Like great apes, the canny corvids seem capable of delaying gratification

 

We have long known that ravens are no birdbrains. They have been spotted caching food for later, gathering string to pull up hanging food and even trying to deceive one another. A study published today in Science adds an especially impressive twist: Ravens can plan for future needs that they never encounter in nature, suggesting intelligence may arise predictably from conditions that occurred multiple times across the tree of life.

The new study was led by Mathias Osvath, a cognitive zoologist at Lund University in Sweden, and graduate student Can Kabadayi. The pair replicated a series of experiments previously used to test apes’ planning abilities, this time using ravens. The ravens were first taught to use a stone to knock a food pellet out of a puzzle box. The next day, without the box present, the birds were offered a choice between the stone tool and “distracter” objects—toys too light or bulky to use as tools. The box would then be brought back 15 minutes after the selection. Despite the delay, the ravens chose the correct tool nearly 80 percent of the time, and successfully used the tools they selected 86 percent of the time.

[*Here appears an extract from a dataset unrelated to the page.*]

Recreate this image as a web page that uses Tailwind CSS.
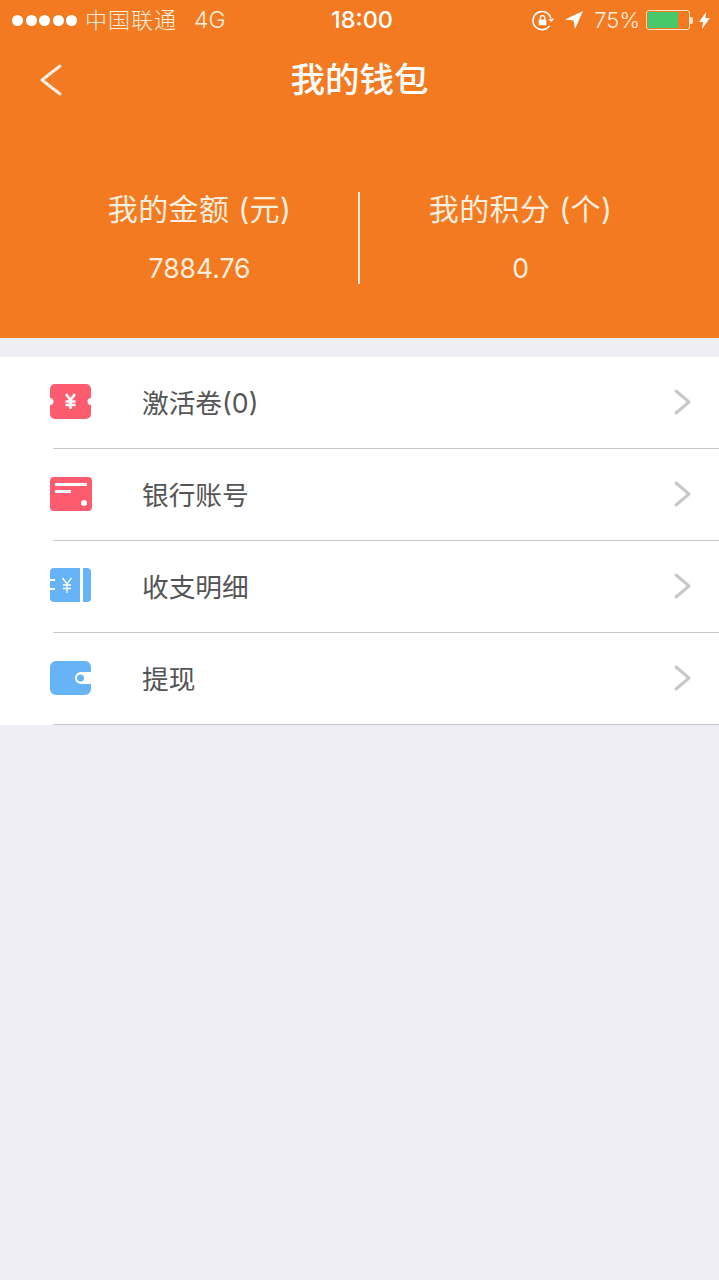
<!DOCTYPE html>
<html lang="zh-CN">
<head>
  <meta charset="UTF-8">
  <meta name="viewport" content="width=device-width, initial-scale=1.0">
  <title>我的钱包</title>
  <script src="https://cdn.jsdelivr.net/npm/@tailwindcss/browser@4"></script>
</head>
<body class="bg-[#eeeef4] min-h-screen font-['Inter','Noto_Sans_CJK_SC',sans-serif]">

  <!-- Orange header -->
  <div class="bg-[#f47a22] h-[338px] text-white">

    <!-- Status bar -->
    <div class="grid grid-cols-[1fr_auto_1fr] items-center h-[40px] pl-[12px] pr-[9px] text-[#fdeedd]">
      <div class="flex items-center">
        <div class="flex gap-[2.500px]">
          <span class="w-[11px] h-[11px] rounded-full bg-white"></span>
          <span class="w-[11px] h-[11px] rounded-full bg-white"></span>
          <span class="w-[11px] h-[11px] rounded-full bg-white"></span>
          <span class="w-[11px] h-[11px] rounded-full bg-white"></span>
          <span class="w-[11px] h-[11px] rounded-full bg-white"></span>
        </div>
        <span class="ml-[8px] text-[22px] leading-none tracking-[1px] font-light">中国联通</span>
        <span class="ml-[17px] text-[23px] leading-none font-light">4G</span>
      </div>
      <div class="ml-[2px] text-[23.500px] font-medium leading-none text-white">18:00</div>
      <div class="flex items-center justify-end">
        <!-- rotation lock -->
        <svg class="w-[23px] h-[23px]" viewBox="0 0 24 24" fill="none" stroke="#fff" stroke-width="1.6" stroke-linecap="round">
          <path d="M20.5 9A9.5 9.5 0 1 0 19 18"/>
          <path d="M18 11l3.5 2.5 2.5-3.5" fill="#fff" stroke="none"/>
          <rect x="8" y="11" width="8" height="6" rx="1" fill="#fff" stroke="none"/>
          <path d="M9.7 11V9.300a2.300 2.300 0 0 1 4.600 0V11" stroke-width="1.300"/>
        </svg>
        <!-- location -->
        <svg class="w-[20px] h-[20px] ml-[10px]" viewBox="0 0 20 20" fill="#fff">
          <path d="M19 1 1 9.500l8.500 1 1.500 8.500z"/>
        </svg>
        <span class="ml-[10px] text-[22px] leading-none font-light">75%</span>
        <!-- battery -->
        <div class="flex items-center ml-[6px]">
          <div class="w-[44px] h-[20px] border border-[#fde3c5] rounded-[3px] p-[1px] flex">
            <div class="w-[30px] h-full bg-[#47c96a]"></div>
          </div>
          <div class="w-[3px] h-[7px] bg-[#fde3c5] rounded-r-[2px]"></div>
        </div>
        <svg class="w-[11px] h-[17px] ml-[6px]" viewBox="0 0 11 17" fill="#fff">
          <path d="M7 0 0 10h4l-1 7 8-11H6.500z"/>
        </svg>
      </div>
    </div>

    <!-- Nav bar -->
    <div class="flex items-center h-[80px] relative">
      <svg class="w-[24px] h-[34px] ml-[39px]" viewBox="0 0 24 34" fill="none" stroke="#fdf0e2" stroke-width="3" stroke-linecap="round" stroke-linejoin="round">
        <path d="M21 3 3 17l18 14"/>
      </svg>
      <h1 class="absolute inset-x-0 text-center text-[34.500px] font-medium leading-none">我的钱包</h1>
    </div>

    <!-- Balances -->
    <div class="flex mt-[72px] h-[92px]">
      <div class="w-[358px] flex flex-col items-center pl-[41px]">
        <p class="text-[30px] leading-none mt-[2px] tracking-[0.400px] text-[#fdeedd]">我的金额 (元)</p>
        <p class="text-[26.500px] leading-none mt-[31px] text-[#fdeedd]">7884.76</p>
      </div>
      <div class="w-[2px] bg-[#fdeedd]"></div>
      <div class="flex-1 flex flex-col items-center pr-[38px]">
        <p class="text-[30px] leading-none mt-[2px] tracking-[0.400px] text-[#fdeedd]">我的积分 (个)</p>
        <p class="text-[26.500px] leading-none mt-[31px] text-[#fdeedd]">0</p>
      </div>
    </div>
  </div>

  <!-- Menu list -->
  <div class="mt-[19px] bg-white">

    <div class="flex items-center h-[92px] pl-[50px] relative">
      <svg class="w-[41px] h-[35px] shrink-0 mb-[4px]" viewBox="0 0 41 35">
        <path d="M5 0h31a5 5 0 0 1 5 5v9a3.500 3.500 0 0 0 0 7v9a5 5 0 0 1-5 5H5a5 5 0 0 1-5-5v-9a3.500 3.500 0 0 0 0-7V5a5 5 0 0 1 5-5z" fill="#fd5b6e"/>
        <path d="M16 10l4.500 6 4.500-6M20.500 16v9M15.500 17.500h10M15.500 21h10" fill="none" stroke="#fff" stroke-width="2.600"/>
      </svg>
      <span class="ml-[51px] text-[26.700px] leading-none text-[#555]">激活卷(0)</span>
      <svg class="ml-auto mr-[28px] mb-[2px] w-[17px] h-[26px]" viewBox="0 0 17 26" fill="none" stroke="#c7c7cc" stroke-width="3" stroke-linecap="round" stroke-linejoin="round">
        <path d="M2 2l13 11L2 24"/>
      </svg>
      <div class="absolute left-[53px] right-0 bottom-0 h-[1px] bg-[#c8c8c8]"></div>
    </div>

    <div class="flex items-center h-[92px] pl-[50px] relative">
      <svg class="w-[42px] h-[34px] shrink-0 mb-[2px]" viewBox="0 0 42 34">
        <rect width="42" height="34" rx="4" fill="#fd5b6e"/>
        <rect x="5" y="6" width="32" height="3" rx="1" fill="#fff"/>
        <rect x="5" y="13" width="16" height="3" rx="1" fill="#fff"/>
        <circle cx="34" cy="26" r="3" fill="#fff"/>
      </svg>
      <span class="ml-[50px] text-[26.700px] leading-none text-[#555]">银行账号</span>
      <svg class="ml-auto mr-[28px] mb-[2px] w-[17px] h-[26px]" viewBox="0 0 17 26" fill="none" stroke="#c7c7cc" stroke-width="3" stroke-linecap="round" stroke-linejoin="round">
        <path d="M2 2l13 11L2 24"/>
      </svg>
      <div class="absolute left-[53px] right-0 bottom-0 h-[1px] bg-[#c8c8c8]"></div>
    </div>

    <div class="flex items-center h-[92px] pl-[50px] relative">
      <svg class="w-[41px] h-[34px] shrink-0 mb-[4px]" viewBox="0 0 41 34">
        <path d="M4 0h26v34H4a4 4 0 0 1-4-4V4a4 4 0 0 1 4-4z" fill="#67b3f8"/>
        <path d="M33 0h4a4 4 0 0 1 4 4v26a4 4 0 0 1-4 4h-4z" fill="#67b3f8"/>
        <path d="M0 12h5M0 21h5" stroke="#fff" stroke-width="2.200"/>
        <path d="M12.500 10l4.500 6 4.500-6M17 16v9M13 17h8M13 20.500h8" fill="none" stroke="#fff" stroke-width="1.300"/>
      </svg>
      <span class="ml-[51px] text-[26.700px] leading-none text-[#555]">收支明细</span>
      <svg class="ml-auto mr-[28px] mb-[2px] w-[17px] h-[26px]" viewBox="0 0 17 26" fill="none" stroke="#c7c7cc" stroke-width="3" stroke-linecap="round" stroke-linejoin="round">
        <path d="M2 2l13 11L2 24"/>
      </svg>
      <div class="absolute left-[53px] right-0 bottom-0 h-[1px] bg-[#c8c8c8]"></div>
    </div>

    <div class="flex items-center h-[92px] pl-[50px] relative">
      <svg class="w-[41px] h-[34px] shrink-0 mb-[2px]" viewBox="0 0 41 34">
        <path d="M6 0h29a6 6 0 0 1 6 6v5H31a6 6 0 0 0 0 12h10v5a6 6 0 0 1-6 6H6a6 6 0 0 1-6-6V6a6 6 0 0 1 6-6z" fill="#67b3f8"/>
        <circle cx="30.500" cy="17" r="3.500" fill="#67b3f8"/>
      </svg>
      <span class="ml-[51px] text-[26.700px] leading-none text-[#555]">提现</span>
      <svg class="ml-auto mr-[28px] mb-[2px] w-[17px] h-[26px]" viewBox="0 0 17 26" fill="none" stroke="#c7c7cc" stroke-width="3" stroke-linecap="round" stroke-linejoin="round">
        <path d="M2 2l13 11L2 24"/>
      </svg>
      <div class="absolute left-[53px] right-0 bottom-0 h-[1px] bg-[#c8c8c8]"></div>
    </div>
  </div>

</body>
</html>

The birds performed almost as well when they had to give an experimenter a bottle cap in exchange for a piece of food. The birds almost always selected the bottle cap over distracters, even though they would have to wait 15 minutes to barter with it. The preference for soon-to-be-useful items persisted when the ravens had to pass up a smaller treat in favor of either the tool or the bartering token—and even when they could use each item only after a 17-hour delay.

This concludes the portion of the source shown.